I don't remember ever believing in Santa Claus. My mother believed whole-heartedly until she was quite old -- maybe nine or 10 -- and, as she tells me, she was so utterly heartbroken and disillusioned when she found out the truth, that she wanted to spare me from the heartache. So, though I do have a photo of me on Santa's lap, I think I was too young at the time to really understand who he was supposed to be -- and by the time I was old enough, I knew who he wasn't.
My six-year-old daughter Isabella, on the other hand, is a believer. And this year, her letter to Santa breaks my heart. It's just a short list with a big note at the top that says, in her sweet, first-grader scrawl: "Dear Santa, What I really want this year is to go for a ride on your sleigh."
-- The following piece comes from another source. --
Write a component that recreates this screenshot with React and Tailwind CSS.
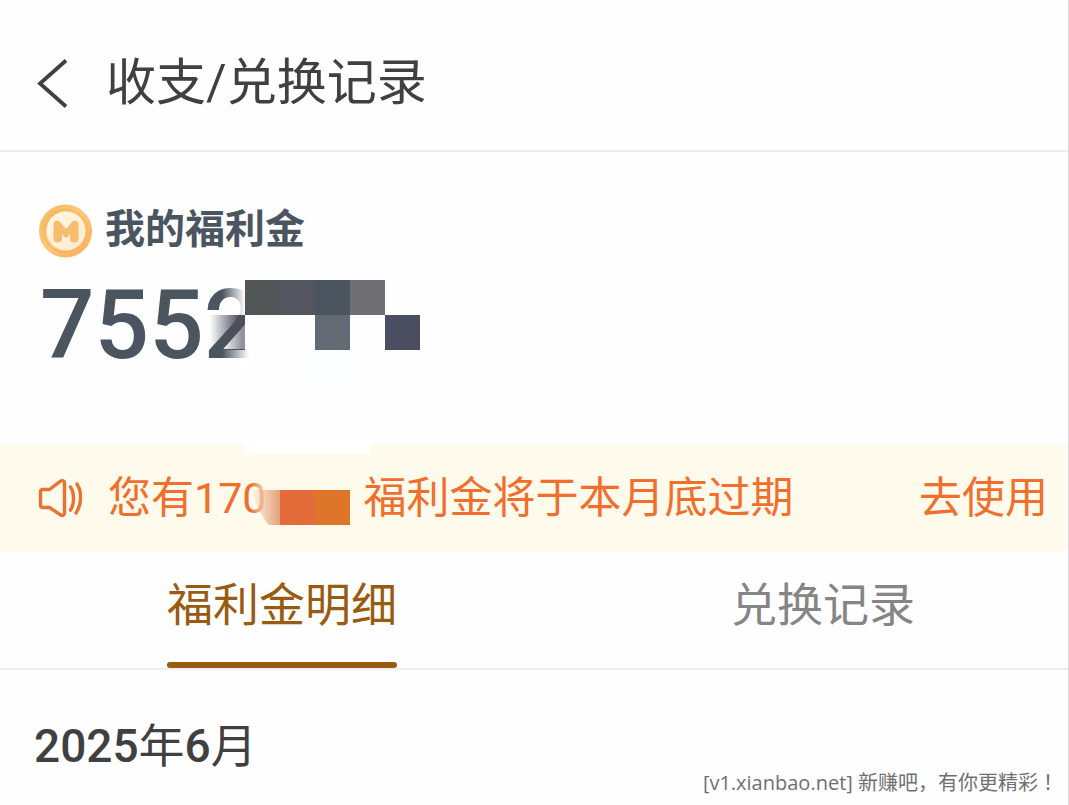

Ugh. Instant, wretched mommy-guilt. I immediately began trying to figure out how I could fake that. Of course, I can't. And it kills me because I know that no matter what we tell her (Oh honey, Santa can't do that, it's not fair to the other kids ...), she believes in her heart there is a slight possibility that he'll arrive on Christmas Eve to grant her wish, and whisk her off through the sky in his cozy sleigh, the stars twinkling merry Christmas songs and Rudolph beaming his red nose to guide them all the way to the fairyland at the North Pole.
Earlier today, I asked my husband if he feels bad that we taught Isabella about Santa Claus. "Yes," he said immediately. "It's a lie." He's worried that when she does find out the truth, she won't ever believe in magic again. The real kind of magic -- which, the way I think he sees it, is the magic of possibility, of miracles, of all the beautiful, unexplainable things in life and beyond.
"So you wish we never told her about Santa?" I asked. "Yeah," he replied, "I wish we just taught her about The Spirit of Christmas."
Ah yes, the Spirit of Christmas -- a very real and true thing, even for non-religious people like us. And certainly a concept that we'll try to segue Isabella's notion of Santa Claus into, because of course Santa really does exist, in a way, if you think of him as a parable, as an embodiment of giving and generosity. It's just that the truth isn't as exciting if it doesn't come wrapped in a red coat and a long white beard, carried on a magical sleigh.
That's the bald-face lie part. And it's making me more and more uncomfortable as Isabella gets older that I'm telling her a lie when the rest of the time we teach her to be honest and true.
Plus, it's getting harder to lie without being caught out, and the more fibs I have to tell her, the more conflicted I feel. How can I look right in her sweet, trusting face and tell her a lie? And worst of all, what if -- horrible thought - it's really selfish to teach our kids that there's a Santa - what if it's really for our own vicarious enjoyment that we make these stories up?
I know that soon the discrepancies and inconsistencies (Santa has the same wrapping paper as us?!) -- not to mention the whispers of older kids at school -- will all add up to one unavoidable conclusion: Santa Isn't Real. And for that matter, neither is the Easter Bunny, or the Tooth Fairy (or -- at our house -- the Birthday Fairies). All this time it's been us, her regular old mom and dad, putting notes and money under her pillows, hiding beautiful Easter baskets in her closet (and trying to remember how many eggs got hidden throughout the house so we don't have any nasty surprises a month after Easter), and sneaking downstairs to stuff stockings and pile presents under the tree.
So. Is the inevitable disappointment not worth these years of magic? Do I wish I never told Isabella about Santa Claus?
In the end, I don't. I can't help but be glad she's experiencing this excitement and wonder. I know it's based on something that's not true, and I know that when she does find out, it'll be disappointing. But the thing is ... there is magic in the world. And there really is a Santa Claus -- in spirit. Every time someone makes a donation, or volunteers in a homeless shelter, or visits a nursing home ... that's the spirit of giving. And the nice, warm feeling we get when we give to someone else - whether it's a gift to our friend or a helping hand or a shoulder to cry on - that's the spirit of giving too. That's what I hope my daughter will carry with her throughout her life.
And, ultimately, there is magic in the way a parent loves a child, and wants to create a world of beauty and light for her. As that brilliant newspaperman wrote all that long time ago: Yes Virginia, there is a Santa Claus.
So one day Isabella will know that it was her daddy and me all along ... is that really such a bad thing?